→ **Short task**: Pick out and copy every line below that has the word "components".

→ **Raw data**:
········
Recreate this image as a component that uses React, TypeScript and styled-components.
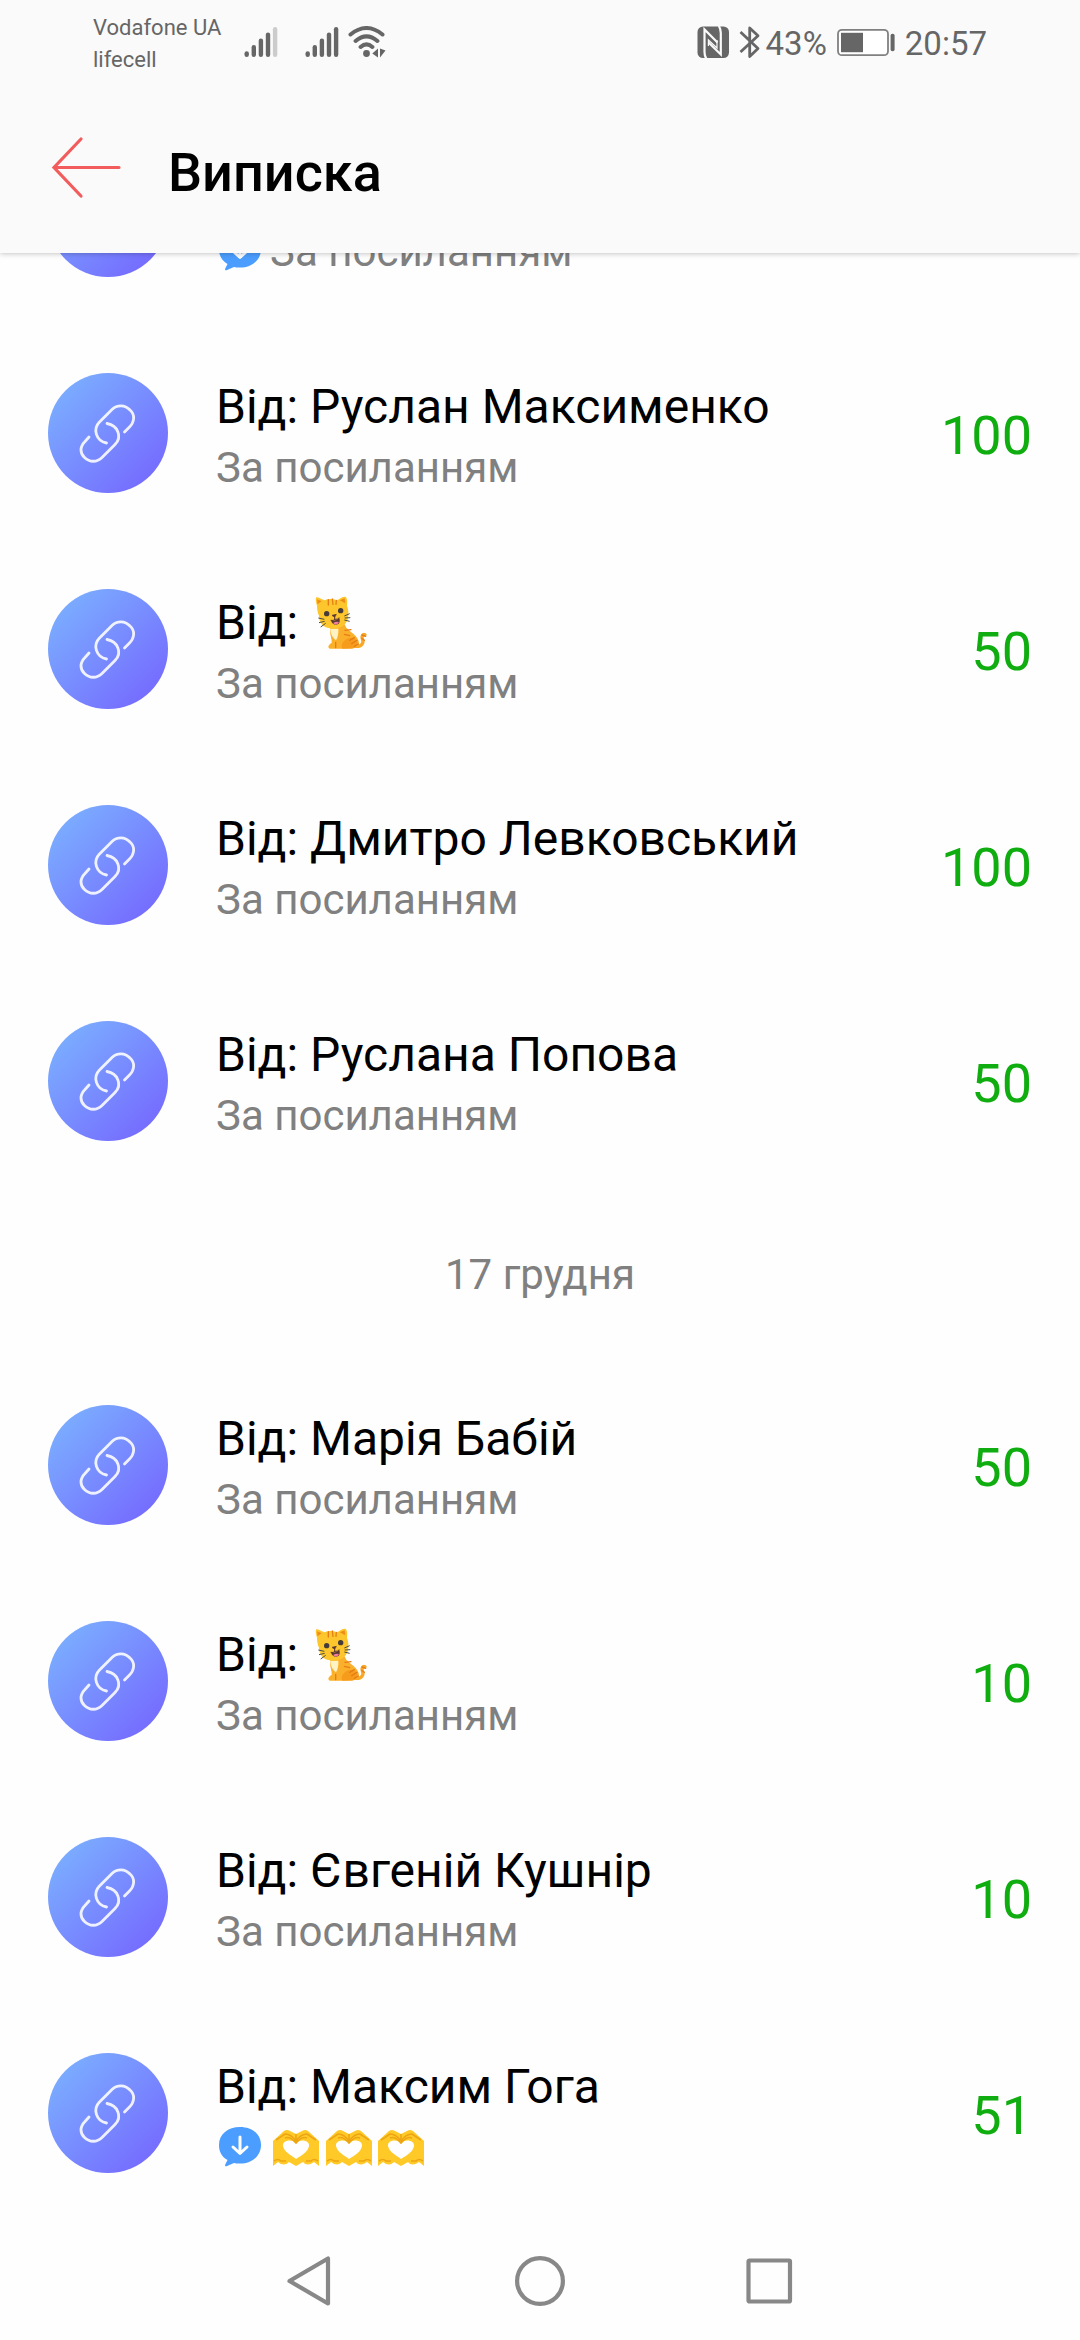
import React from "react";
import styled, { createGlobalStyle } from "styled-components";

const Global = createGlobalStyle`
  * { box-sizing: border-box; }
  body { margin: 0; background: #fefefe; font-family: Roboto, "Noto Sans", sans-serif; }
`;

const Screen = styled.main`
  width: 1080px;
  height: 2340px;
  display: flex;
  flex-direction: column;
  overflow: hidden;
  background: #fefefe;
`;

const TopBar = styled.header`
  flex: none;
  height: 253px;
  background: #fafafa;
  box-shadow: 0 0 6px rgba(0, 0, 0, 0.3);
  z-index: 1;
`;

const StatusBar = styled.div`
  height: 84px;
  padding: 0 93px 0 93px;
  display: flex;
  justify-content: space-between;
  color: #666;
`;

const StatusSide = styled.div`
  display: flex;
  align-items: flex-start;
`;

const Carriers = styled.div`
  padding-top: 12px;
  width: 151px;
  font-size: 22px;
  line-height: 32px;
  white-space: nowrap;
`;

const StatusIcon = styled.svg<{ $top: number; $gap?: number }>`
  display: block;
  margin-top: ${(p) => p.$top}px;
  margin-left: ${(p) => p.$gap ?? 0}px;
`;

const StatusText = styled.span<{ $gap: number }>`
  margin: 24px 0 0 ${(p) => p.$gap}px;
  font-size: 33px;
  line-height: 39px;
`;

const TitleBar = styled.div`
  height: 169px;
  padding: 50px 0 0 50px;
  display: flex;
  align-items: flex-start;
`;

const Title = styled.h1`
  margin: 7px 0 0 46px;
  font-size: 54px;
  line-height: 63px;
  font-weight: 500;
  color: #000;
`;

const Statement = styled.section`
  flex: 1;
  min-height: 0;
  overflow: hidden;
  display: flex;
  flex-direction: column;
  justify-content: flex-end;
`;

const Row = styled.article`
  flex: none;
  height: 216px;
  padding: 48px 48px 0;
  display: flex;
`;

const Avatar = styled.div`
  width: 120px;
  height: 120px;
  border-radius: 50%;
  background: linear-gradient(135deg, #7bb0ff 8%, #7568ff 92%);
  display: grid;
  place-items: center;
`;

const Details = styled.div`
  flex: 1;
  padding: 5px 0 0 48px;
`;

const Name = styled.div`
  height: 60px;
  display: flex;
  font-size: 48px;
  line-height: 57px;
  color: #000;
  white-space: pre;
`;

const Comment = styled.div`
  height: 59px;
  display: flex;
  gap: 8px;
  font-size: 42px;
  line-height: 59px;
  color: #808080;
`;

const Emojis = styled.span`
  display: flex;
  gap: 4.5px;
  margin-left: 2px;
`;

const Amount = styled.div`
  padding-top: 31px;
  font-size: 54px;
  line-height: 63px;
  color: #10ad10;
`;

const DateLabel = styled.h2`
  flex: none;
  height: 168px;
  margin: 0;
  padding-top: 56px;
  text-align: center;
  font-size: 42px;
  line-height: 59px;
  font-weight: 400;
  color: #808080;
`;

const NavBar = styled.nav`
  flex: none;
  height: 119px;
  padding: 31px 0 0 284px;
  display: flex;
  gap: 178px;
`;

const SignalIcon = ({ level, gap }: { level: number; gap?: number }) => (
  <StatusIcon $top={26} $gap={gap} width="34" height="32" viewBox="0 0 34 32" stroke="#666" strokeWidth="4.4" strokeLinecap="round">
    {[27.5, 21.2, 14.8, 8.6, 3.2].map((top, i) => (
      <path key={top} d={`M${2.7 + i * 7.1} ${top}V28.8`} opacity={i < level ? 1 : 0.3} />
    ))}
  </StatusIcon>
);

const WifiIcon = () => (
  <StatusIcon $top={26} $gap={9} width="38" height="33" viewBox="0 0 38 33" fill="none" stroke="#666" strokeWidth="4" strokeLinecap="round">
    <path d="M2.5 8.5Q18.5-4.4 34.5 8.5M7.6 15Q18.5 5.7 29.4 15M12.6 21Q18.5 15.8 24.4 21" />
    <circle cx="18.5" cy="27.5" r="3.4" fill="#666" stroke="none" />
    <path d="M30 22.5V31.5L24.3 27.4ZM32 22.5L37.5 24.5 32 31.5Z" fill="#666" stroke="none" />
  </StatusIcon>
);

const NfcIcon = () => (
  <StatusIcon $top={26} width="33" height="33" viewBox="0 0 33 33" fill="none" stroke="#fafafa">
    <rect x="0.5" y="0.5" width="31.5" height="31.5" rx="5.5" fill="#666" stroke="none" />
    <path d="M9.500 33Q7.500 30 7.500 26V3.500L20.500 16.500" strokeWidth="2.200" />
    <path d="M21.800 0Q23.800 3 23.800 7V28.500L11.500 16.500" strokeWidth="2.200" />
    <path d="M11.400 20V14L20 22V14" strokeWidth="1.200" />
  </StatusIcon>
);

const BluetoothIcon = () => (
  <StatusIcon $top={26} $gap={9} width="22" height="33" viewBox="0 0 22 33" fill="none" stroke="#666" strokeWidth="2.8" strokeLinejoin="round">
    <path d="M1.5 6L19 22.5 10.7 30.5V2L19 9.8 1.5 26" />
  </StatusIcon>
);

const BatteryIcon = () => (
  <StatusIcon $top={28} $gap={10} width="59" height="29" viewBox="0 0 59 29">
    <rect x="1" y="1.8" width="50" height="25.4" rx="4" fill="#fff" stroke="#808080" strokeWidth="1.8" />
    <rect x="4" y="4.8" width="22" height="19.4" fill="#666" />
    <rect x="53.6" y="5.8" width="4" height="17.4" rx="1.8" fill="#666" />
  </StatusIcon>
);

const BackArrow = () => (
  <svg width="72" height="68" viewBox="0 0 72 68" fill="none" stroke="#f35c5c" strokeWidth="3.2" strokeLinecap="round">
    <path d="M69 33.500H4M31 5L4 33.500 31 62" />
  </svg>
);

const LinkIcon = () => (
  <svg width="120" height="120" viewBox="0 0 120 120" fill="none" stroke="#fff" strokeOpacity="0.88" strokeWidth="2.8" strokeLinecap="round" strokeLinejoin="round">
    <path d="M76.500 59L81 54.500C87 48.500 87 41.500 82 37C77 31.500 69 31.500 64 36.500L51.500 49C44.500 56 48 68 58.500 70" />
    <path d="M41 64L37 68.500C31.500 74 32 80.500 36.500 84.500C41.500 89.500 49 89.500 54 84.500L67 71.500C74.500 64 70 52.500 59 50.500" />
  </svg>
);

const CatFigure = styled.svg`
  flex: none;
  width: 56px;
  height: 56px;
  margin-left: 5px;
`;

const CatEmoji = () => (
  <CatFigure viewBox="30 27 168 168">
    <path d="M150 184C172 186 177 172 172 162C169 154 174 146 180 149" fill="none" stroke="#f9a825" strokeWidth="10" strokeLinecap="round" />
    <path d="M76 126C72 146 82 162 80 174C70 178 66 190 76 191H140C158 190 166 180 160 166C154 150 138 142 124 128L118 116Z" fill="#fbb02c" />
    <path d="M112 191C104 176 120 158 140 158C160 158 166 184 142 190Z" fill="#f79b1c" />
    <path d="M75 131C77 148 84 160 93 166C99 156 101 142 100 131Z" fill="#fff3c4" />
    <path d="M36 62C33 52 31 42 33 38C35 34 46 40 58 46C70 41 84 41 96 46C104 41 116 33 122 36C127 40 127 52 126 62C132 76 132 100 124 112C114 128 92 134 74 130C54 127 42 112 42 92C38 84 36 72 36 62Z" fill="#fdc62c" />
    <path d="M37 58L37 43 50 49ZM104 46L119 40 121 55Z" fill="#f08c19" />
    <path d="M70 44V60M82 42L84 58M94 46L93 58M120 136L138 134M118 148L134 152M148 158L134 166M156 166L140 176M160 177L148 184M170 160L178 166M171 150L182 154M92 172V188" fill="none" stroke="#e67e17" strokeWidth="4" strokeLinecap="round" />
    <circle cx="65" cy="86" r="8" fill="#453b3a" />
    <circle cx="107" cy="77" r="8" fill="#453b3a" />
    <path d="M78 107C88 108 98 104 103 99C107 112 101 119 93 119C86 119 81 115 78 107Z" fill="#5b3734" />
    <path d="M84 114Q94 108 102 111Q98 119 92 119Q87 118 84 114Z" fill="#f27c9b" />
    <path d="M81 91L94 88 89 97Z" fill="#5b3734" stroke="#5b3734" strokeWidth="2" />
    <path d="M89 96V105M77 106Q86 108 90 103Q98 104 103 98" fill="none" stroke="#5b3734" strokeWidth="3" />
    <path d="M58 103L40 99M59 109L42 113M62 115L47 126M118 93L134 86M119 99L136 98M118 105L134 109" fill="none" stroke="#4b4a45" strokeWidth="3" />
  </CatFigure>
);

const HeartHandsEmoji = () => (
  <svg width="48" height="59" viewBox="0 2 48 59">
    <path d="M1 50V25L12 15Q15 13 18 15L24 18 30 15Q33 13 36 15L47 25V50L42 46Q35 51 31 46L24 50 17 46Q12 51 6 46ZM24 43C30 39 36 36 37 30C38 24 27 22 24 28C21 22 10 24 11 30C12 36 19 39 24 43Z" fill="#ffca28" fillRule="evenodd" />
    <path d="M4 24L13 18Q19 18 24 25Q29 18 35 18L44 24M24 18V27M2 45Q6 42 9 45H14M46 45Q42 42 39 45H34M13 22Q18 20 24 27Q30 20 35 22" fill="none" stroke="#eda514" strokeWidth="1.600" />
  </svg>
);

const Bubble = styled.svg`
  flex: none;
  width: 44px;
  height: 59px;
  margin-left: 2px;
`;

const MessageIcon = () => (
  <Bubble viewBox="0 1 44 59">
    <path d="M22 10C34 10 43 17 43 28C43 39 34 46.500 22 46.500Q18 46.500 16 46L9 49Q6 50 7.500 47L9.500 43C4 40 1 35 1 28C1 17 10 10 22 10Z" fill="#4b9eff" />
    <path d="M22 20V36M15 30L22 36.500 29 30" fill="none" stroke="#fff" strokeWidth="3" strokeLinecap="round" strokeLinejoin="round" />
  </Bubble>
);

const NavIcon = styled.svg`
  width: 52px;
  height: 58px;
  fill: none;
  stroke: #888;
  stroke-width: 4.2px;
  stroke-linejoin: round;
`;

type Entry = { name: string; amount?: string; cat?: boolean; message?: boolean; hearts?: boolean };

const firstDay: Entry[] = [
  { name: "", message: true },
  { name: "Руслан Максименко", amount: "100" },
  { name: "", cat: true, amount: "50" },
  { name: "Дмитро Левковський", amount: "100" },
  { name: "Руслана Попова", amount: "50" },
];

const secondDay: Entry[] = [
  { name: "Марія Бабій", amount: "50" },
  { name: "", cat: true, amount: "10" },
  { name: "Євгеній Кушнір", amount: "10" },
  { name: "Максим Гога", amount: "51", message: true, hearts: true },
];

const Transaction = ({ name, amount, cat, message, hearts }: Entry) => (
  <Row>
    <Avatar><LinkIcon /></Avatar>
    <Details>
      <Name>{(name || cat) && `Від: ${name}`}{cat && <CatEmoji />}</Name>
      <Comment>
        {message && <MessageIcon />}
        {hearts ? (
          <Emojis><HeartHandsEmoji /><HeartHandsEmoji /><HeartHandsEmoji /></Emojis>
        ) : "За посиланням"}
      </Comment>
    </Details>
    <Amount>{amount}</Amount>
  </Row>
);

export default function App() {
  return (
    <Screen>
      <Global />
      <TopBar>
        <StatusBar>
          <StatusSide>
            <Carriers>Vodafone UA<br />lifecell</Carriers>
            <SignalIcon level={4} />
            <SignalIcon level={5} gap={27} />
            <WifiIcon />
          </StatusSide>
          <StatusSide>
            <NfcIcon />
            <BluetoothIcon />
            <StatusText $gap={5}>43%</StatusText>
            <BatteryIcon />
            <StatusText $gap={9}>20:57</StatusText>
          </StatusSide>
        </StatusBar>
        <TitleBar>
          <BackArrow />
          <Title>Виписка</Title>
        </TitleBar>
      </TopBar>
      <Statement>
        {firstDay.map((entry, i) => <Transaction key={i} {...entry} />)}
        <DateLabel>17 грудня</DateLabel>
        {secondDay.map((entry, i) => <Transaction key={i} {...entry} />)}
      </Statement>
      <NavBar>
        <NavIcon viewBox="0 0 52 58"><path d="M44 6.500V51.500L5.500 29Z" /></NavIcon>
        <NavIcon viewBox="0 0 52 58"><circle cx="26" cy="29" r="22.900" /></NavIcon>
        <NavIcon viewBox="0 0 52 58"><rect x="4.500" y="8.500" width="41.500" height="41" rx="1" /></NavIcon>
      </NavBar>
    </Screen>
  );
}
········
→ **Result of this task**:
Recreate this image as a component that uses React, TypeScript and styled-components.
import styled, { createGlobalStyle } from "styled-components";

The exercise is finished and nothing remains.